Potato Zucchini Fritters

Course: Breakfast, Appetizer
Servings

15

Fritters
Prep time

15

minutes
Cooking time

25

minutes
Calories per serving

71

kcal

A simple recipe for potato and zucchini fritters. They are incredibly wonderful, perfectly crispy, and deliciously cheesy.

Ingredients

  • 3 cups zucchini, grated

  • 2 cups potatoes, boiled and grated

  • 1 small onion, finely chopped

  • 2 large eggs, beaten

  • 1/2 cup breadcrumbs

  • 1/3 cup all-purpose flour

  • 1 tsp salt

  • 1 tsp black pepper powder

  • 1/2 cup cheese, grated

  • Olive oil for frying, as required

How to make potato zucchini fritters

  • In a large bowl add potatoes and onion. Transfer the grated zucchini onto a kitchen towel, making sure to extract as much moisture as you can and add into the bowl containing potatoes and onions.

  • Add beaten eggs, breadcrumbs, flour, salt, pepper and cheese in the bowl and mix it thoroughly.

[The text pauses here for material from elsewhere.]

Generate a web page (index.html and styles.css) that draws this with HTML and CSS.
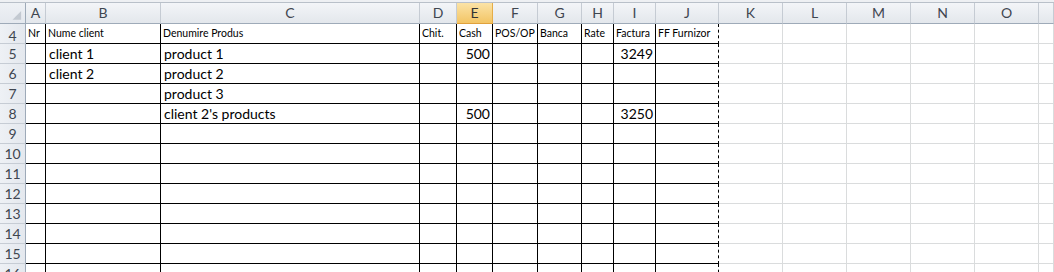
FILE: index.html
```html
<!DOCTYPE html>
<html>
<head>
  <title>Book1 - Sheet1</title>
  <link rel="stylesheet" href="styles.css">
</head>
<body>
  <div class="sheet">
    <!-- strip above the column letters -->
    <div class="top-strip"></div>

    <!-- column letters -->
    <div class="row col-heads">
      <div class="corner">
        <svg width="26" height="20" viewBox="0 0 26 20"><polygon points="22,8 22,17 13,17" fill="#c3c9d1"/></svg>
      </div>
      <div>A</div><div>B</div><div>C</div><div>D</div><div class="active">E</div><div>F</div><div>G</div><div>H</div><div>I</div><div>J</div><div>K</div><div>L</div><div>M</div><div>N</div><div>O</div><div></div>
    </div>

    <!-- table labels -->
    <div class="row labels">
      <div class="rh">4</div><div>Nr</div><div>Nume client</div><div>Denumire Produs</div><div>Chit.</div><div>Cash</div><div>POS/OP</div><div>Banca</div><div>Rate</div><div>Factura</div><div>FF Furnizor</div><div></div><div></div><div></div><div></div><div></div><div></div>
    </div>

    <!-- data -->
    <div class="row">
      <div class="rh">5</div><div></div><div>client 1</div><div>product 1</div><div></div><div class="num">500</div><div></div><div></div><div></div><div class="num">3249</div><div></div><div></div><div></div><div></div><div></div><div></div><div></div>
    </div>
    <div class="row">
      <div class="rh">6</div><div></div><div>client 2</div><div>product 2</div><div></div><div></div><div></div><div></div><div></div><div></div><div></div><div></div><div></div><div></div><div></div><div></div><div></div>
    </div>
    <div class="row">
      <div class="rh">7</div><div></div><div></div><div>product 3</div><div></div><div></div><div></div><div></div><div></div><div></div><div></div><div></div><div></div><div></div><div></div><div></div><div></div>
    </div>
    <div class="row">
      <div class="rh">8</div><div></div><div></div><div>client 2's products</div><div></div><div class="num">500</div><div></div><div></div><div></div><div class="num">3250</div><div></div><div></div><div></div><div></div><div></div><div></div><div></div>
    </div>

    <!-- empty rows -->
    <div class="row"><div class="rh">9</div><div></div><div></div><div></div><div></div><div></div><div></div><div></div><div></div><div></div><div></div><div></div><div></div><div></div><div></div><div></div><div></div></div>
    <div class="row"><div class="rh">10</div><div></div><div></div><div></div><div></div><div></div><div></div><div></div><div></div><div></div><div></div><div></div><div></div><div></div><div></div><div></div><div></div></div>
    <div class="row"><div class="rh">11</div><div></div><div></div><div></div><div></div><div></div><div></div><div></div><div></div><div></div><div></div><div></div><div></div><div></div><div></div><div></div><div></div></div>
    <div class="row"><div class="rh">12</div><div></div><div></div><div></div><div></div><div></div><div></div><div></div><div></div><div></div><div></div><div></div><div></div><div></div><div></div><div></div><div></div></div>
    <div class="row"><div class="rh">13</div><div></div><div></div><div></div><div></div><div></div><div></div><div></div><div></div><div></div><div></div><div></div><div></div><div></div><div></div><div></div><div></div></div>
    <div class="row"><div class="rh">14</div><div></div><div></div><div></div><div></div><div></div><div></div><div></div><div></div><div></div><div></div><div></div><div></div><div></div><div></div><div></div><div></div></div>
    <div class="row"><div class="rh">15</div><div></div><div></div><div></div><div></div><div></div><div></div><div></div><div></div><div></div><div></div><div></div><div></div><div></div><div></div><div></div><div></div></div>
    <div class="row"><div class="rh">16</div><div></div><div></div><div></div><div></div><div></div><div></div><div></div><div></div><div></div><div></div><div></div><div></div><div></div><div></div><div></div><div></div></div>
  </div>
</body>
</html>
```

FILE: styles.css
```css
body {
  margin: 0;
  background-color: #ffffff;
  overflow: hidden;
  font-family: Lato, "Liberation Sans", sans-serif;
  color: #000000;
}

.sheet {
  width: 1054px;
  height: 272px;
  overflow: hidden;
}

.top-strip {
  height: 2px;
  background-color: #eef0f3;
  border-bottom: 1px solid #b9c0c9;
}

/* Every row shares the same column widths (right border included) */
.row {
  display: grid;
  grid-template-columns: 26px 20px 115px 259px 37px 36px 45px 44px 32px 42px 63px 64px 64px 64px 64px 64px 1fr;
  height: 20px;
}

.row > div {
  box-sizing: border-box;
  height: 20px;
  display: flex;
  align-items: flex-end;
  padding: 0 3px 1px 3px;
  font-size: 14px;
  line-height: 16px;
  white-space: nowrap;
  overflow: hidden;
}

/* Columns A..I have black borders */
.row > div:nth-child(n+2):nth-child(-n+10) {
  border-right: 1px solid #000000;
  border-bottom: 1px solid #000000;
}

/* Column J: page break line on the right */
.row > div:nth-child(11) {
  border-right: 1px dashed #000000;
  border-bottom: 1px solid #000000;
}

/* Columns K.. : plain gridlines */
.row > div:nth-child(n+12) {
  border-right: 1px solid #dadcdd;
  border-bottom: 1px solid #dadcdd;
}

.row > .num {
  justify-content: flex-end;
  padding-right: 2px;
}

/* Row numbers */
.row > .rh {
  justify-content: center;
  padding: 0 0 1px 0;
  background: linear-gradient(to right, #eef1f5, #e4e8ee);
  border-right: 1px solid #9eaab8;
  border-bottom: 1px solid #c6ccd4;
  color: #3f4650;
  font-size: 14px;
}

/* Column letters */
.col-heads {
  height: 21px;
}

.col-heads > div {
  height: 21px !important;
  justify-content: center;
  align-items: center !important;
  padding: 0 !important;
  background: linear-gradient(#f3f5f8, #e3e7ec);
  border-right: 1px solid #c5cbd3 !important;
  border-bottom: 1px solid #9eaab8 !important;
  color: #3f4650;
  font-size: 14px;
}

.col-heads > .active {
  background: linear-gradient(#fbe3a6, #f3c565);
  border-right-color: #e5ad48 !important;
  border-bottom-color: #e0a13c !important;
  color: #333333;
}

.col-heads > .corner {
  align-items: stretch !important;
  justify-content: flex-start;
  background: linear-gradient(#eef1f5, #e4e8ee);
  border-right: 1px solid #9eaab8 !important;
}

/* Row 4: small caption labels */
.labels > div {
  font-size: 10.5px;
  line-height: 12px;
  padding: 0 2px 4px 2px;
}

.labels > .rh {
  padding-bottom: 1px;
}
```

  • Heat 1 tsp of the olive oil in a large, nonstick skillet over medium heat. Use a spoon to place a tablespoon of the mixture onto the skillet, or make a ball with your hands and flatten it into a round patty shape. Cook until golden brown, about 3 minutes per side.

  • Once ready, slide the fritters onto a serving plate. Proceed with the leftover fritters. Serve warm with dressing of your choice.